Subscribe:

Tuesday 16 May 2017

Penoda Agama yang Sesungguhnya

Sampai hari ini saya masih tidak habis pikir. Saya buntu. Kok bisa Ahok divonis bersalah menodai agama? Emang agama itu makhluk hidup, yang bisa merasa tersinggung pas diejek? Nggak, toh? Lha buktinya yang demo-demo itu bukan agama, tapi orang yang bawa-bawa agama.

Kata seorang teman, saya ini imannya enggak kuat. Makanya pas ada orang yang ngejek agamanya biasa aja. Enggak mau bela agamanya. Menurut dia, kuat lemahnya iman orang diukur dari seberapa besar hatinya tersinggung karena agamanya diejek. Loh, kowe ini manusia opo Tuhan?
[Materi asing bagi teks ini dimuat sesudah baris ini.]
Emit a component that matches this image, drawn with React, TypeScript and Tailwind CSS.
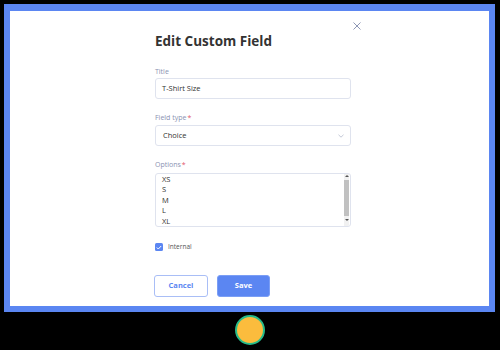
import React from "react";

const blue = "#5b86f2";

function FieldLabel({ text, required }: { text: string; required?: boolean }) {
  return (
    <div className="text-[7px] leading-[10px] text-[#8a92b2]">
      {text}
      {required && <span className="ml-[1px] text-[#e2566b]">*</span>}
    </div>
  );
}

function OptionsBox() {
  const options = ["XS", "S", "M", "L", "XL"];
  return (
    <div className="mt-[3px] flex h-[54px] w-full overflow-hidden rounded-[3px] border border-[#dfe3ee] bg-white">
      <div className="flex-1 pl-[6px] text-[7.5px] leading-[10.4px] text-[#333]">
        {options.map((o) => (
          <div key={o}>{o}</div>
        ))}
      </div>
      {/* scrollbar */}
      <div className="mr-[1px] flex w-[5px] flex-col items-center bg-[#f1f1f1] py-[1px]">
        <div className="h-0 w-0 border-x-[2px] border-b-[2px] border-x-transparent border-b-[#555]" />
        <div className="mt-[3px] w-full flex-1 bg-[#c1c1c1]" />
        <div className="mt-[3px] h-0 w-0 border-x-[2px] border-t-[2px] border-x-transparent border-t-[#555]" />
        <div className="h-[4px]" />
      </div>
    </div>
  );
}

export default function App() {
  return (
    <div className="h-[350px] w-[500px] bg-black font-['Open_Sans',sans-serif]">
      <div className="pl-[4px] pt-[4px]">
        <div className="h-[308px] w-[491px] border-[6px] border-t-[7px] border-[#5b86f2] bg-white">
          <div className="relative ml-[145px] w-[196px] pt-[20px]">
            <button className="absolute right-[-10px] top-[11px] text-[#8e97b5]" aria-label="Close">
              <svg width="8" height="8" viewBox="0 0 8 8" fill="none" stroke="currentColor" strokeWidth="1">
                <path d="M0.5 0.5 L7.5 7.5 M7.5 0.5 L0.5 7.5" />
              </svg>
            </button>

            <h2 className="text-[13.5px] font-bold leading-[20px] text-[#333]">Edit Custom Field</h2>

            <div className="mt-[16px]">
              <FieldLabel text="Title" />
              <div className="mt-[1px] flex h-[21px] items-center rounded-[3px] border border-[#dfe3ee] pl-[6px] text-[7.5px] text-[#333]">
                T-Shirt Size
              </div>
            </div>

            <div className="mt-[14px]">
              <FieldLabel text="Field type" required />
              <div className="mt-[2px] flex h-[21px] items-center justify-between rounded-[3px] border border-[#dfe3ee] pl-[7px] pr-[6px] text-[7.5px] text-[#333]">
                <span>Choice</span>
                <svg width="6" height="4" viewBox="0 0 6 4" fill="none" stroke="#b3b9cb" strokeWidth="0.8">
                  <path d="M0.5 0.8 L3 3.2 L5.5 0.8" />
                </svg>
              </div>
            </div>

            <div className="mt-[14px]">
              <FieldLabel text="Options" required />
              <OptionsBox />
            </div>

            <div className="mt-[16px] flex items-center gap-[5px]">
              <div className="flex h-[8px] w-[8px] items-center justify-center rounded-[1.5px] bg-[#5b86f2]">
                <svg width="6" height="5" viewBox="0 0 6 5" fill="none" stroke="white" strokeWidth="1">
                  <path d="M0.8 2.5 L2.3 4 L5.2 1" />
                </svg>
              </div>
              <span className="text-[6.5px] leading-[8px] text-[#555]">Internal</span>
            </div>

            <div className="-ml-[1px] mt-[24px] flex gap-[9px]">
              <button
                className="flex h-[22px] w-[54px] items-center justify-center rounded-[3px] border border-[#a9bef6] bg-white text-[7.5px] font-bold"
                style={{ color: blue }}
              >
                Cancel
              </button>
              <button className="flex h-[22px] w-[53px] items-center justify-center rounded-[3px] border border-[#7b9ef5] bg-[#5b86f2] text-[7.5px] font-bold text-white">
                Save
              </button>
            </div>
          </div>
        </div>
      </div>
      <div className="mt-[3px] flex justify-center">
        <div className="h-[30px] w-[30px] rounded-full border-[2px] border-[#26bb8a] bg-[#fbbc3d]" />
      </div>
    </div>
  );
}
Kok bisa ngukur kadar imannya orang.

Menodai menurut kamus besar bahasa Indonesia artinya menjadikan ada nodanya; mengotori; mencemarkan; menjelekkan; atau merusak. Terus saya tanya, ketika ada orang yang menjelek-jelekkan agama yang tak dianutnya, apakah lantas membuat agama itu jelek? Ketika ada orang bilang Islam itu agama sesat, kitabnya bohongan, apakah serta merta membuat Islam jadi demikian?

Saya sih, mungkin karena imannya cethek, jadi enggak mikir begitu. Saya, seberapapun orang menghujat, saya akan tetap merasa bahwa Islam adalah agama yang mulia. Agama yang akan saya yakini kebenarannya sampai akhir hayat. Justru yang membuat iman saya rontok terkadang adalah karena para penganut agama itu.

Saya teringat cerita seorang pemuda yang ingin pergi belajar agama Islam ke Madinah. Selama perjalanan, pemuda ini selalu membayangkan bahwa kota dengan mayoritas muslim itu adalah kota yang damai, makmur, dan penuh cahaya Islam. Tapi ketika sampai, ia melihat pengemis bertebaran di seluruh pelosok kota. Preman-preman mangkal di sudut kota minum alkohol. Pencopet berkeliaran. Dan pemandangan yang jauh dari bayangannya selama perjalanan. Si pemuda kecewa luar biasa.

Sambil menahan marah, si pemuda menemui guru agamanya. Ia bertanya, bagaimana bisa kota yang penuh dengan umat muslim ini sangat jauh dari kesan islami? Bagaimana bisa kemungkaran ada di sana sini sedangkan nyaris seluruhnya beragama Islam? Bukankah Islam itu agama yang damai, mensejahterakan, dan mulia? Sang guru meneteskan air mata mendengar cerita si pemuda. Lalu ia berkata, "Nak, sesungguhnya sinar cahaya Islam itu sangat terang. Tapi ia ditutupi oleh ulah umatnya sendiri."

Begitulah sudara, kenapa saya selalu santai ketika ada orang non muslim yang mengolok-olok agama saya. Entah mereka sengaja atau tidak. Sebab yang bisa menjaga terangnya sinar agama adalah si pemeluknya sendiri. Bagi saya, membela agama bukan dengan menghukum orang yang mengolok, tapi membuat mereka keliru menilai agama saya. Kitab saya.

Kembali kepada soal hukuman Ahok. Saya setuju bahwa Ahok sedang meledek. Tapi saya tidak sepakat dia menodai agama. Satu-satunya yang merasa tersinggung adalah sebagian umat Islam. Catat! SEBAGIAN. Jadi menurut saya, yang lagi-lagi cethek iman dan dangkal ilmu ini, Ahok tidak menista agama, tapi ia bersalah menghina sebagian golongan.

Sekali lagi, agama adalah kepercayaan. Menista agama berarti menodai kepercayaan. Masalahnya, tak semua umat merasa kepercayaannya ternoda. Lalu bagaimana implementasi Pasal 156 a KUHP? Apa pasal ini bisa digunakan asal mayoritas umat menyetujui? Nah kalau gitu mestinya voting dong seluruh dunia. Kan, Islam enggak cuma di DKI saja.

Lagian, semua muslim saya kira sudah sepakat bahwa Islam adalah agama yang turun dari langit. Kalau ada yang ngejek-ngejek Islam, kenapa hukumannya enggak dipasrahin sama langit aja sih? Bukannya sok menggurui. Saya hanya yakin Tuhan lebih adil timbang hakim Pengadilan Negeri Jakarta Utara.